EXERCISE INSTRUCTIONS:
Write down every entry below once more, exactly.

* * * *

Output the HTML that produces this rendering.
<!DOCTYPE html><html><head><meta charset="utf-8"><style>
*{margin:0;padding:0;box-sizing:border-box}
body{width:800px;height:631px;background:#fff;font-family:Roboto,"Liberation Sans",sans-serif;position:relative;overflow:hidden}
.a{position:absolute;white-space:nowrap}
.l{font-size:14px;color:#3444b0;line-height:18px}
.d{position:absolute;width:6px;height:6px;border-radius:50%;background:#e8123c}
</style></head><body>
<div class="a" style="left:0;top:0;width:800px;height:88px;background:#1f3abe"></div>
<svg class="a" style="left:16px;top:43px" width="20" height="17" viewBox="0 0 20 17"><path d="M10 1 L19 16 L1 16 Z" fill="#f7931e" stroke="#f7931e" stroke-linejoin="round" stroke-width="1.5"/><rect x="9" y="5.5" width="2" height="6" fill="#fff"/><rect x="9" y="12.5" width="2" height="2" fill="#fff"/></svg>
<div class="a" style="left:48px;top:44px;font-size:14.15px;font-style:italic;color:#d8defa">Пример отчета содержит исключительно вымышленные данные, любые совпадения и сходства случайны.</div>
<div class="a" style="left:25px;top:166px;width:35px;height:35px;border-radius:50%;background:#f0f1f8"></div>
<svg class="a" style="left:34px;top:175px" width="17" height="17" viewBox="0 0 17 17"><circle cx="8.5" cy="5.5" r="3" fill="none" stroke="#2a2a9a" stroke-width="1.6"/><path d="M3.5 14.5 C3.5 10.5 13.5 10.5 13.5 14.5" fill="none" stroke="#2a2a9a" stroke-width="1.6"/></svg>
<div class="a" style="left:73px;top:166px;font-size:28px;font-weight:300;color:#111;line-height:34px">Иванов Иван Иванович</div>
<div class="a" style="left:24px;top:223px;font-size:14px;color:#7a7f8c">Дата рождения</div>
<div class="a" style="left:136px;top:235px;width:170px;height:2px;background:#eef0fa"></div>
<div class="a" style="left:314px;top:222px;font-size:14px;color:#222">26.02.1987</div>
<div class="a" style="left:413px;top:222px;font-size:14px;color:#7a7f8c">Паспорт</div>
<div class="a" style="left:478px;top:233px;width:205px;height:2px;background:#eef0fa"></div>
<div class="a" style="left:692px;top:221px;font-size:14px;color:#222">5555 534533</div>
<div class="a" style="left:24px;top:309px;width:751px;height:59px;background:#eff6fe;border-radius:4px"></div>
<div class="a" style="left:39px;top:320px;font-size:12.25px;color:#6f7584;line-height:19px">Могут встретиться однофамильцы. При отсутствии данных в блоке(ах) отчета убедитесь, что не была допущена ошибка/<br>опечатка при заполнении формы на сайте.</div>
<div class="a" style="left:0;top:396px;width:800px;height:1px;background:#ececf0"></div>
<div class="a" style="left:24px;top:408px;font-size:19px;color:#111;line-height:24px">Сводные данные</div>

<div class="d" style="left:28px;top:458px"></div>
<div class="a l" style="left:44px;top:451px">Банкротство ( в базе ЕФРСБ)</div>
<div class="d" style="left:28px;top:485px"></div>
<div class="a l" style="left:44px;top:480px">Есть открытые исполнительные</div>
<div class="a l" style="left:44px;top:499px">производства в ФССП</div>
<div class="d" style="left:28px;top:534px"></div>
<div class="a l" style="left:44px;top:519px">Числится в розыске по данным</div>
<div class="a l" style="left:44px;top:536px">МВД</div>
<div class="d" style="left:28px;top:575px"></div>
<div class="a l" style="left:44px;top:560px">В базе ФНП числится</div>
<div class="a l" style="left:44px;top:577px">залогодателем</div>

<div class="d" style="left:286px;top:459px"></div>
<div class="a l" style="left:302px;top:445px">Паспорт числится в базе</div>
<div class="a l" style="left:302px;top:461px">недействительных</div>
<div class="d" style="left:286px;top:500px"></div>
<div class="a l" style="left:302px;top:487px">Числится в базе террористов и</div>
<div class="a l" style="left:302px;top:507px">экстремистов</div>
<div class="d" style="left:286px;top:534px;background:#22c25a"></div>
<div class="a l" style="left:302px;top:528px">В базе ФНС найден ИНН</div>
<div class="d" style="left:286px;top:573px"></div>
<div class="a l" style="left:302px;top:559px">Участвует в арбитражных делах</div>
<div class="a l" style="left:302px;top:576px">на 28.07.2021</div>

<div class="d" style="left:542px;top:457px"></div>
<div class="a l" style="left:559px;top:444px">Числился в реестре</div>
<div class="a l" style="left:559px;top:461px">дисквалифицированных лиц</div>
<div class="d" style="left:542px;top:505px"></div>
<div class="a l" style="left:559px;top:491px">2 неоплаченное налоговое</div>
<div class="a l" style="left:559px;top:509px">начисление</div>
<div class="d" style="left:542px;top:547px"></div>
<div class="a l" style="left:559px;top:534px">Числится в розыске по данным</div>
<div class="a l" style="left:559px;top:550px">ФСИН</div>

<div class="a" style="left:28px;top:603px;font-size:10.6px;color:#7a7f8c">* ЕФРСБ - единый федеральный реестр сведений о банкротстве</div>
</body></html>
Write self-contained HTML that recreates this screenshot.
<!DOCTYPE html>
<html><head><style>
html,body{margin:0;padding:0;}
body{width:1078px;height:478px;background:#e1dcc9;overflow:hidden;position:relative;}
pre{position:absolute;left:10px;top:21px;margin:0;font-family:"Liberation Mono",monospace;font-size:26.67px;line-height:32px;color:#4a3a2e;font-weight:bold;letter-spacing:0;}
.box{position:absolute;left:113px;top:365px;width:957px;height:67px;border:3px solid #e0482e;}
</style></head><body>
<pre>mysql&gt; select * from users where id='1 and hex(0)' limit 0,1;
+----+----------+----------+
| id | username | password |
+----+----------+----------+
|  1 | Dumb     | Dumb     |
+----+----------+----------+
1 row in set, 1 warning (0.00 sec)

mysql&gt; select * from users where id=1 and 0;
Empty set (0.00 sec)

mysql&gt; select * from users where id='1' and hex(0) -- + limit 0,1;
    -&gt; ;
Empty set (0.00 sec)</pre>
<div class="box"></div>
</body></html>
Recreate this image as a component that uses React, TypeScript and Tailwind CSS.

* * * *

SOLUTION:
Output the HTML that produces this rendering.
<!DOCTYPE html><html><head><meta charset="utf-8"><style>
*{margin:0;padding:0;box-sizing:border-box}
body{width:800px;height:631px;background:#fff;font-family:Roboto,"Liberation Sans",sans-serif;position:relative;overflow:hidden}
.a{position:absolute;white-space:nowrap}
.l{font-size:14px;color:#3444b0;line-height:18px}
.d{position:absolute;width:6px;height:6px;border-radius:50%;background:#e8123c}
</style></head><body>
<div class="a" style="left:0;top:0;width:800px;height:88px;background:#1f3abe"></div>
<svg class="a" style="left:16px;top:43px" width="20" height="17" viewBox="0 0 20 17"><path d="M10 1 L19 16 L1 16 Z" fill="#f7931e" stroke="#f7931e" stroke-linejoin="round" stroke-width="1.5"/><rect x="9" y="5.5" width="2" height="6" fill="#fff"/><rect x="9" y="12.5" width="2" height="2" fill="#fff"/></svg>
<div class="a" style="left:48px;top:44px;font-size:14.15px;font-style:italic;color:#d8defa">Пример отчета содержит исключительно вымышленные данные, любые совпадения и сходства случайны.</div>
<div class="a" style="left:25px;top:166px;width:35px;height:35px;border-radius:50%;background:#f0f1f8"></div>
<svg class="a" style="left:34px;top:175px" width="17" height="17" viewBox="0 0 17 17"><circle cx="8.5" cy="5.5" r="3" fill="none" stroke="#2a2a9a" stroke-width="1.6"/><path d="M3.5 14.5 C3.5 10.5 13.5 10.5 13.5 14.5" fill="none" stroke="#2a2a9a" stroke-width="1.6"/></svg>
<div class="a" style="left:73px;top:166px;font-size:28px;font-weight:300;color:#111;line-height:34px">Иванов Иван Иванович</div>
<div class="a" style="left:24px;top:223px;font-size:14px;color:#7a7f8c">Дата рождения</div>
<div class="a" style="left:136px;top:235px;width:170px;height:2px;background:#eef0fa"></div>
<div class="a" style="left:314px;top:222px;font-size:14px;color:#222">26.02.1987</div>
<div class="a" style="left:413px;top:222px;font-size:14px;color:#7a7f8c">Паспорт</div>
<div class="a" style="left:478px;top:233px;width:205px;height:2px;background:#eef0fa"></div>
<div class="a" style="left:692px;top:221px;font-size:14px;color:#222">5555 534533</div>
<div class="a" style="left:24px;top:309px;width:751px;height:59px;background:#eff6fe;border-radius:4px"></div>
<div class="a" style="left:39px;top:320px;font-size:12.25px;color:#6f7584;line-height:19px">Могут встретиться однофамильцы. При отсутствии данных в блоке(ах) отчета убедитесь, что не была допущена ошибка/<br>опечатка при заполнении формы на сайте.</div>
<div class="a" style="left:0;top:396px;width:800px;height:1px;background:#ececf0"></div>
<div class="a" style="left:24px;top:408px;font-size:19px;color:#111;line-height:24px">Сводные данные</div>

<div class="d" style="left:28px;top:458px"></div>
<div class="a l" style="left:44px;top:451px">Банкротство ( в базе ЕФРСБ)</div>
<div class="d" style="left:28px;top:485px"></div>
<div class="a l" style="left:44px;top:480px">Есть открытые исполнительные</div>
<div class="a l" style="left:44px;top:499px">производства в ФССП</div>
<div class="d" style="left:28px;top:534px"></div>
<div class="a l" style="left:44px;top:519px">Числится в розыске по данным</div>
<div class="a l" style="left:44px;top:536px">МВД</div>
<div class="d" style="left:28px;top:575px"></div>
<div class="a l" style="left:44px;top:560px">В базе ФНП числится</div>
<div class="a l" style="left:44px;top:577px">залогодателем</div>

<div class="d" style="left:286px;top:459px"></div>
<div class="a l" style="left:302px;top:445px">Паспорт числится в базе</div>
<div class="a l" style="left:302px;top:461px">недействительных</div>
<div class="d" style="left:286px;top:500px"></div>
<div class="a l" style="left:302px;top:487px">Числится в базе террористов и</div>
<div class="a l" style="left:302px;top:507px">экстремистов</div>
<div class="d" style="left:286px;top:534px;background:#22c25a"></div>
<div class="a l" style="left:302px;top:528px">В базе ФНС найден ИНН</div>
<div class="d" style="left:286px;top:573px"></div>
<div class="a l" style="left:302px;top:559px">Участвует в арбитражных делах</div>
<div class="a l" style="left:302px;top:576px">на 28.07.2021</div>

<div class="d" style="left:542px;top:457px"></div>
<div class="a l" style="left:559px;top:444px">Числился в реестре</div>
<div class="a l" style="left:559px;top:461px">дисквалифицированных лиц</div>
<div class="d" style="left:542px;top:505px"></div>
<div class="a l" style="left:559px;top:491px">2 неоплаченное налоговое</div>
<div class="a l" style="left:559px;top:509px">начисление</div>
<div class="d" style="left:542px;top:547px"></div>
<div class="a l" style="left:559px;top:534px">Числится в розыске по данным</div>
<div class="a l" style="left:559px;top:550px">ФСИН</div>

<div class="a" style="left:28px;top:603px;font-size:10.6px;color:#7a7f8c">* ЕФРСБ - единый федеральный реестр сведений о банкротстве</div>
</body></html>
Write self-contained HTML that recreates this screenshot.
<!DOCTYPE html>
<html><head><style>
html,body{margin:0;padding:0;}
body{width:1078px;height:478px;background:#e1dcc9;overflow:hidden;position:relative;}
pre{position:absolute;left:10px;top:21px;margin:0;font-family:"Liberation Mono",monospace;font-size:26.67px;line-height:32px;color:#4a3a2e;font-weight:bold;letter-spacing:0;}
.box{position:absolute;left:113px;top:365px;width:957px;height:67px;border:3px solid #e0482e;}
</style></head><body>
<pre>mysql&gt; select * from users where id='1 and hex(0)' limit 0,1;
+----+----------+----------+
| id | username | password |
+----+----------+----------+
|  1 | Dumb     | Dumb     |
+----+----------+----------+
1 row in set, 1 warning (0.00 sec)

mysql&gt; select * from users where id=1 and 0;
Empty set (0.00 sec)

mysql&gt; select * from users where id='1' and hex(0) -- + limit 0,1;
    -&gt; ;
Empty set (0.00 sec)</pre>
<div class="box"></div>
</body></html>
Recreate this image as a component that uses React, TypeScript and Tailwind CSS.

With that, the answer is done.